## DATASET EXCERPT
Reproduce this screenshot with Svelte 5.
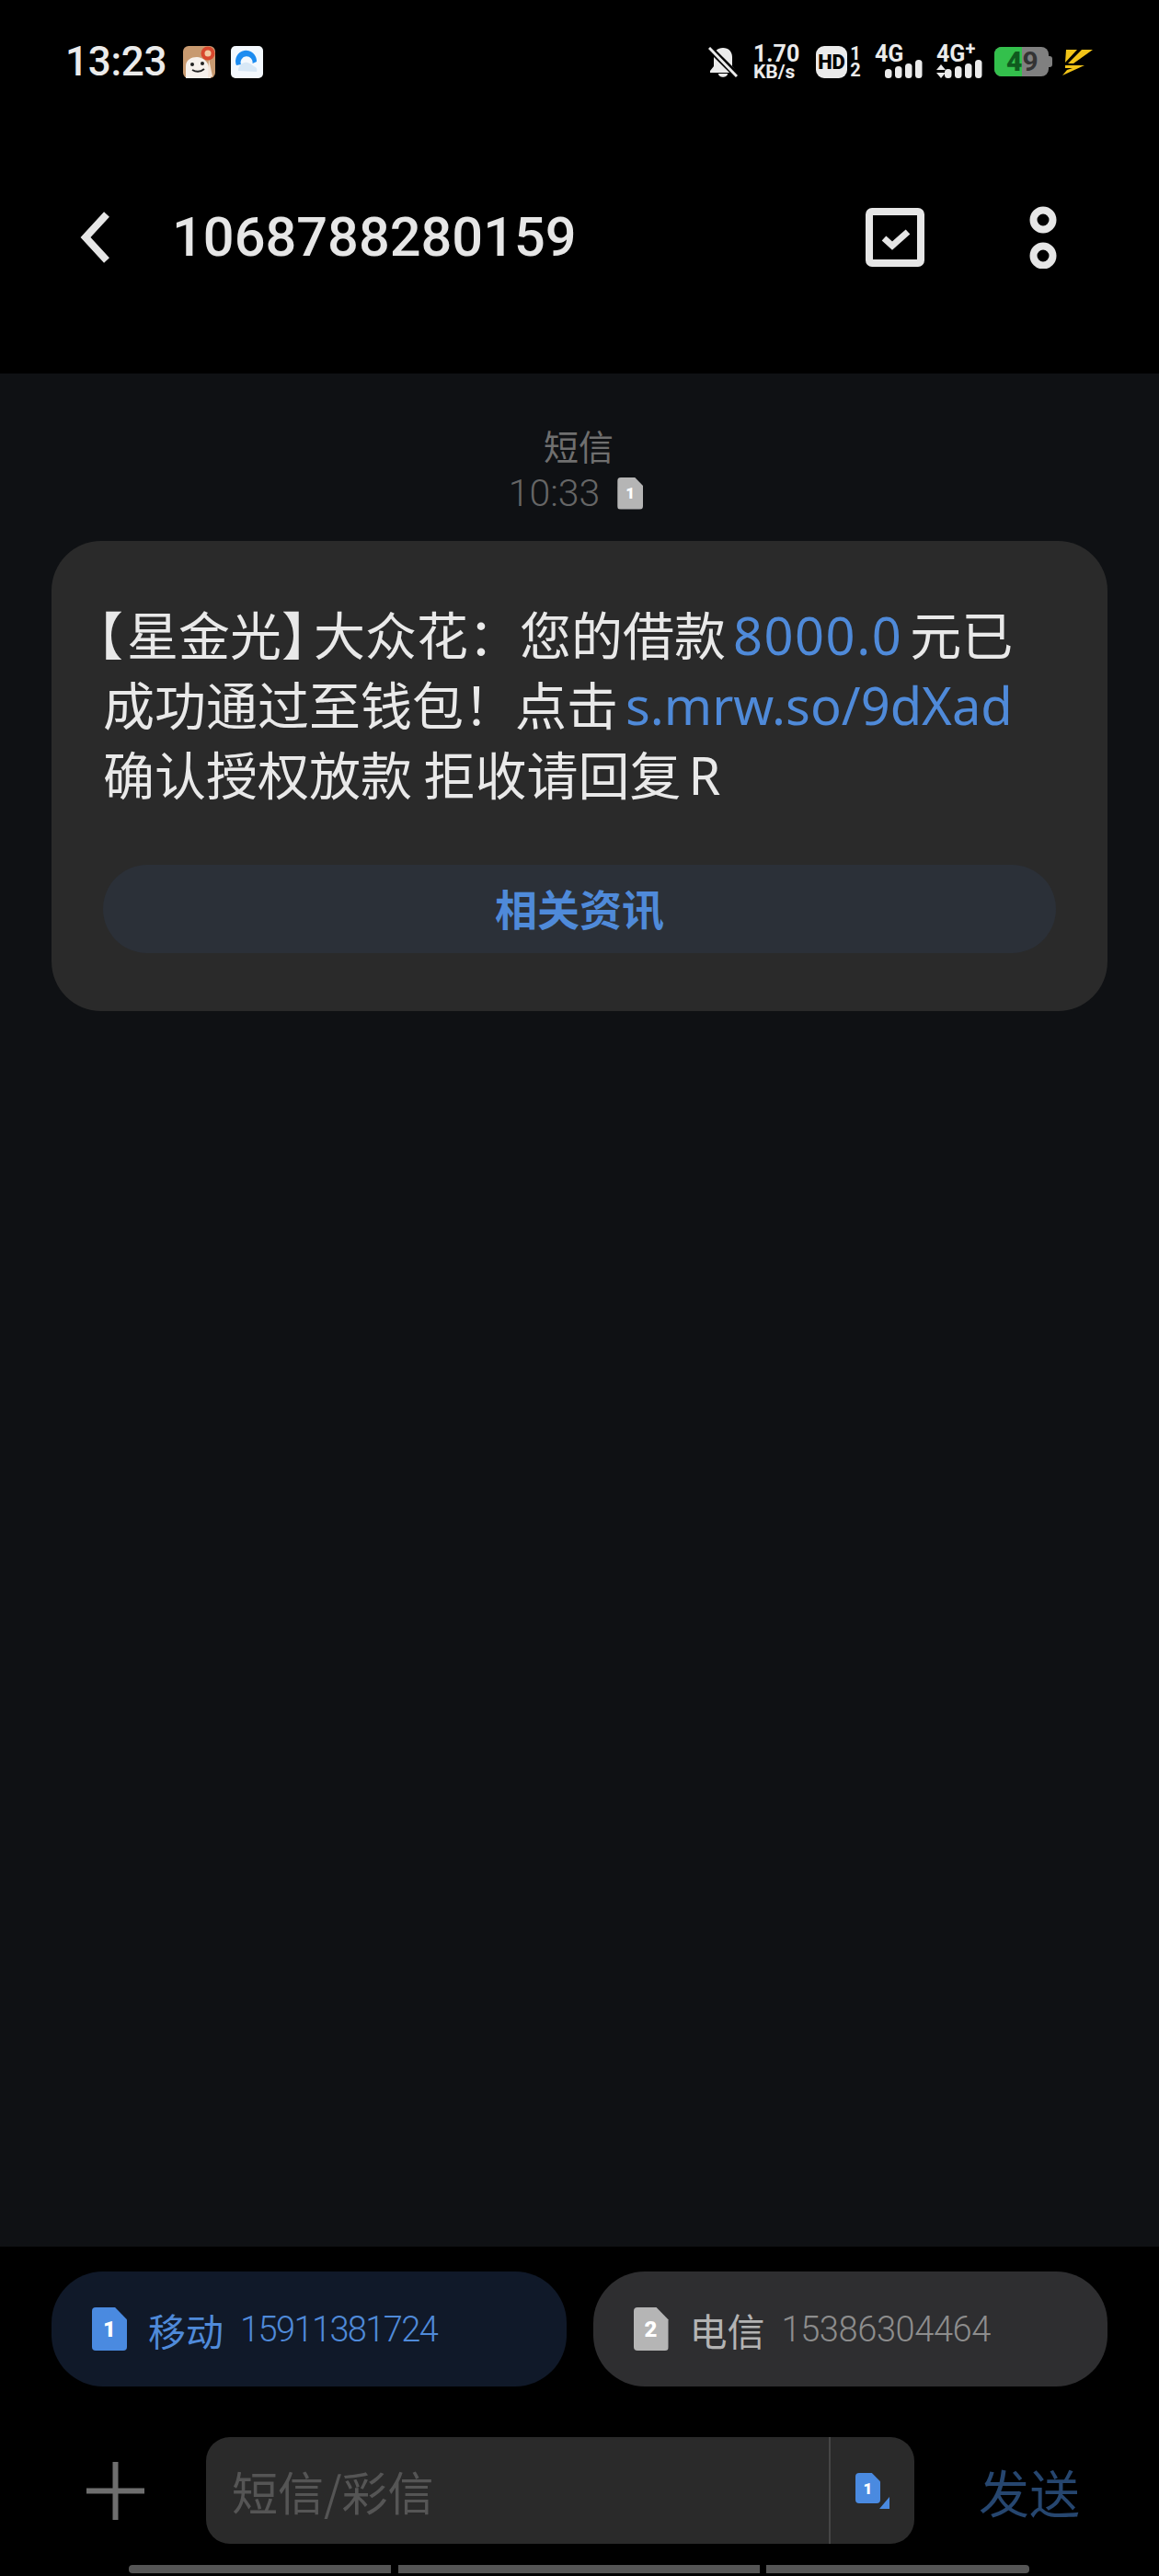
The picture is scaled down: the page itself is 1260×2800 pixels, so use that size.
<script>
	const bars4g = [10, 13, 16, 20];
	const chips = [
		{ sim: '1', name: '移动', num: '15911381724', active: true },
		{ sim: '2', name: '电信', num: '15386304464', active: false }
	];
</script>

{#snippet signal(heights)}
	<svg class="bars" width="41" height="20" viewBox="0 0 41 20">
		{#each heights as h, i}
			<rect x={i * 11} y={20 - h} width="7.5" height={h} rx="3.5" fill="#ebebeb" />
		{/each}
	</svg>
{/snippet}

<div class="page">
	<header class="top">
		<div class="status">
			<span class="time">13:23</span>
			<svg class="app first" width="35" height="35" viewBox="0 0 35 35">
				<rect width="35" height="35" rx="6" fill="#c89a70" />
				<path d="M3 35V22c0-7 6-10 12-10s13 5 13 12l2 11z" fill="#f7f1ec" />
				<path d="M28 14l4 19-5 2z" fill="#f5e6da" />
				<circle cx="27" cy="8" r="7.5" fill="#d8482e" />
				<circle cx="27" cy="8" r="3.5" fill="#f3c9a2" />
				<circle cx="10" cy="20" r="2" fill="#222" />
				<circle cx="21" cy="19" r="2" fill="#222" />
				<path d="M10 26q7 4 13-1" stroke="#222" stroke-width="2" fill="none" />
			</svg>
			<svg class="app" width="35" height="35" viewBox="0 0 35 35">
				<rect width="35" height="35" rx="5" fill="#f4f9fe" />
				<path d="M6 21A11.5 11.5 0 1 1 28 17l-4.500 2A6.500 6.500 0 1 0 11 20z" fill="#1d8cf0" />
				<path d="M8 27c0-6 5-10 10-9 4 1 5 3 7 4 3 1 4 3 3 6z" fill="#d8e8f6" />
			</svg>

			<div class="sys">
				<svg class="bell" width="32" height="33" viewBox="0 0 32 33">
					<path d="M16 1c6 0 10 4 10 10v10l4 5v2H2v-2l4-5V10C6 5 10 1 16 1zM11 29h10c0 5-10 5-10 0z" fill="#ebebeb" />
					<path d="M1 1l30 30" stroke="#000" stroke-width="7" />
					<path d="M1 1l30 31" stroke="#ebebeb" stroke-width="3" />
				</svg>
				<div class="speed"><span>1.70</span><span class="unit">KB/s</span></div>
				<span class="hd">HD</span>
				<div class="slots"><span>1</span><span>2</span></div>
				<div class="net">
					<span class="label">4G</span>
					{@render signal(bars4g)}
				</div>
				<div class="net plus">
					<span class="label">4G<sup>+</sup></span>
					<div class="net-row">
						<svg width="10" height="15" viewBox="0 0 10 15">
							<path d="M5 0l5 6H0zM0 9h10l-5 6z" fill="#ebebeb" />
						</svg>
						{@render signal(bars4g)}
					</div>
				</div>
				<div class="battery">
					<span class="fill"></span>
					<span class="level"><b>4</b>9</span>
					<span class="nub"></span>
				</div>
				<svg class="bolt" width="34" height="29" viewBox="0 0 34 29">
					<path d="M4 1h12L3 15zM21 1h12L12 16H6zM3 18h21L0 29l5-6 6-2H3z" fill="#f2c418" />
				</svg>
			</div>
		</div>

		<nav class="bar">
			<svg class="back" width="34" height="56" viewBox="0 0 34 56">
				<path d="M29 3L6 28l23 25" stroke="#e6e6e6" stroke-width="8" fill="none" />
			</svg>
			<h1>1068788280159</h1>
			<svg class="check" width="64" height="64" viewBox="0 0 64 64">
				<rect x="4" y="4" width="56" height="56" rx="3" stroke="#e6e6e6" stroke-width="8" fill="none" />
				<path d="M20 33l9 8 17-15" stroke="#e6e6e6" stroke-width="7" fill="none" />
			</svg>
			<svg class="more" width="30" height="68" viewBox="0 0 30 68">
				<circle cx="15" cy="15" r="10.500" stroke="#e6e6e6" stroke-width="8" fill="none" />
				<circle cx="15" cy="54" r="10.500" stroke="#e6e6e6" stroke-width="8" fill="none" />
			</svg>
		</nav>
	</header>

	<main class="thread">
		<div class="kind">短信</div>
		<div class="stamp">
			<span>10:33</span>
			<span class="sim small grey">1</span>
		</div>
		<article class="bubble">
			<p>
				<span class="bracket">【</span>星金光<span class="bracket close">】</span>大众花：您的借款<a class="amount">8000.0</a>元已<br />
				成功通过至钱包！点击<a>s.mrw.so/9dXad</a><br />
				确认授权放款 拒收请回复<span class="reply">R</span>
			</p>
			<button>相关资讯</button>
		</article>
	</main>

	<footer class="bottom">
		<div class="chips">
			{#each chips as c}
				<div class="chip" class:active={c.active}>
					<span class="sim" class:grey={!c.active}>{c.sim}</span>
					<span class="name">{c.name}</span>
					<span class="num">{c.num}</span>
				</div>
			{/each}
		</div>
		<div class="compose">
			<svg class="add" width="63" height="63" viewBox="0 0 63 63">
				<path d="M31.500 0v63M0 31.500h63" stroke="#6e6e6e" stroke-width="6" />
			</svg>
			<div class="input">
				<span class="hint">短信/彩信</span>
				<div class="picker">
					<span class="sim tiny">1</span>
					<svg class="corner" width="11" height="13" viewBox="0 0 11 13"><path d="M11 0v13H0z" fill="#4a8ae0" /></svg>
				</div>
			</div>
			<span class="send">发送</span>
		</div>
		<div class="gesture">
			<span class="one"></span>
			<span class="two"></span>
			<span class="three"></span>
		</div>
	</footer>
</div>

<style>
	:global(body) { background: #000; }
	.page { width: 1260px; height: 2800px; display: flex; flex-direction: column; background: #000; overflow: hidden; font-family: "Noto Sans CJK SC", Roboto, sans-serif; }

	.top { height: 406px; flex: none; color: #ebebeb; }
	.status { display: flex; align-items: center; height: 38px; padding: 48px 0 0 71px; font-family: Roboto, sans-serif; }
	.time { font-size: 44px; font-weight: 500; width: 128px; letter-spacing: -0.3px; }
	.app.first { margin-right: 17px; }
	.sys { margin-left: auto; display: flex; align-items: center; padding-right: 71px; }
	.bell { margin-right: 17px; }
	.speed { display: flex; flex-direction: column; width: 49px; margin-right: 19px; font-size: 25px; font-weight: 700; line-height: 21px; }
	.speed .unit { font-size: 21px; line-height: 18px; white-space: nowrap; }
	.hd { width: 34px; height: 35px; background: #ebebeb; border-radius: 9px; color: #000; font-size: 22px; font-weight: 900; line-height: 35px; text-align: center; }
	.slots { display: flex; flex-direction: column; width: 12px; margin: 0 15px 0 3px; font-size: 20px; font-weight: 700; line-height: 18px; text-align: center; }
	.net { position: relative; width: 52px; height: 36px; margin-right: 15px; }
	.net .label { position: absolute; left: 0; top: -3px; font-size: 25px; font-weight: 700; line-height: 26px; }
	.net .bars { position: absolute; right: 0; bottom: 0; }
	.net.plus { width: 50px; margin-right: 13px; }
	.net sup { font-size: 20px; line-height: 0; vertical-align: 7px; }
	.net-row { position: absolute; left: 0; bottom: 0; width: 100%; }
	.net-row svg:first-child { position: absolute; left: 0; bottom: 0; }
	.battery { position: relative; width: 59px; height: 32px; border-radius: 8px; background: #808080; overflow: visible; margin-right: 15px; }
	.battery .fill { position: absolute; left: 0; top: 0; bottom: 0; width: 30px; background: #33c04c; border-radius: 8px 0 0 8px; }
	.battery .level { position: absolute; left: 13px; top: 0; font-size: 30px; font-weight: 700; line-height: 32px; color: #333; }
	.battery .level b { color: #0f5a1e; }
	.battery .nub { position: absolute; right: -4px; top: 10px; width: 4px; height: 12px; background: #808080; border-radius: 0 3px 3px 0; }

	.bar { display: flex; align-items: center; height: 80px; margin-top: 132px; padding-left: 87px; color: #e6e6e6; }
	.back { margin-right: 66px; }
	h1 { margin: 0; font-family: Roboto, sans-serif; font-size: 59.5px; font-weight: 500; line-height: 80px; width: 754px; }
	.check { margin-right: 114px; }

	.thread { flex: 1; background: #0f1114; padding: 52px 56px 0; display: flex; flex-direction: column; }
	.kind { font-size: 38px; line-height: 52px; color: #6f6f6f; text-align: center; margin-right: 2px; }
	.stamp { display: flex; justify-content: center; align-items: center; gap: 19px; height: 52px; margin-right: 8px; font-family: Roboto, sans-serif; font-size: 41px; font-weight: 300; color: #666; }
	.bubble { margin-top: 26px; background: #2a2a2a; border-radius: 54px; padding: 62px 56px 63px; color: #e9e9e9; }
	p { margin: 0 0 62px 0; font-size: 56px; line-height: 76px; white-space: nowrap; }
	a { color: #4f8ad9; font-family: "Noto Sans", sans-serif; margin: 0 8px; line-height: 0; }
	.amount { letter-spacing: 1.5px; }
	.bracket { font-feature-settings: "halt"; margin: 0 4px 0 -6px; }
	.bracket.close { margin: 0 7px 0 0; }
	.reply { font-family: "Noto Sans", sans-serif; margin-left: 8px; line-height: 0; }
	button { display: block; width: 100%; height: 96px; border: none; border-radius: 48px; background: #2b3038; color: #4f8ad9; font-family: inherit; font-size: 46px; font-weight: 700; padding: 0 0 4px; }

	.sim { display: flex; align-items: center; justify-content: center; width: 38px; height: 47px; flex: none; background: #4a8ae0; color: #fff; font-family: Roboto, sans-serif; font-size: 24px; font-weight: 900; border-radius: 4px; clip-path: polygon(0 0, 66% 0, 100% 28%, 100% 100%, 0 100%); }
	.sim.grey { background: #b5b5b5; }
	.sim.small { width: 28px; height: 35px; font-size: 17px; }
	.sim.tiny { width: 27px; height: 33px; font-size: 17px; }

	.bottom { height: 358px; flex: none; padding-top: 27px; box-sizing: border-box; }
	.chips { display: flex; gap: 29px; padding: 0 56px; }
	.chip { flex: 1; height: 125px; border-radius: 56px; background: #2e2e30; display: flex; align-items: center; padding-left: 44px; color: #b3b3b3; }
	.chip.active { background: #101929; color: #4f8ad9; }
	.name { font-size: 41px; margin-left: 23px; }
	.num { font-family: Roboto, sans-serif; font-size: 38px; font-weight: 300; letter-spacing: -0.4px; margin-left: 18px; color: #8d8d8d; }
	.active .num { color: #4f8ad9; letter-spacing: -1.6px; }

	.compose { display: flex; align-items: center; margin-top: 55px; padding-left: 94px; }
	.input { display: flex; align-items: center; width: 770px; height: 116px; margin-left: 67px; background: #2a2a2a; border-radius: 26px; }
	.hint { flex: 1; padding-left: 28px; font-size: 50px; color: #555; }
	.picker { position: relative; width: 93px; height: 100%; border-left: 2px solid #454545; box-sizing: border-box; padding: 39px 0 0 27px; }
	.corner { position: absolute; left: 53px; top: 65px; }
	.send { margin-left: 70px; font-size: 55px; color: #26466f; }

	.gesture { display: flex; height: 9px; margin-top: 23px; padding-left: 140px; }
	.gesture span { display: block; height: 9px; background: #555; }
	.gesture .one { width: 285px; border-radius: 4px 0 0 4px; }
	.gesture .two { width: 393px; margin-left: 8px; }
	.gesture .three { width: 286px; margin-left: 7px; border-radius: 0 4px 4px 0; }
</style>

## SET EXERCISE
Copy all lines above containing the string "page".

## EXERCISE ANSWER
The picture is scaled down: the page itself is 1260×2800 pixels, so use that size.
<div class="page">
	.page { width: 1260px; height: 2800px; display: flex; flex-direction: column; background: #000; overflow: hidden; font-family: "Noto Sans CJK SC", Roboto, sans-serif; }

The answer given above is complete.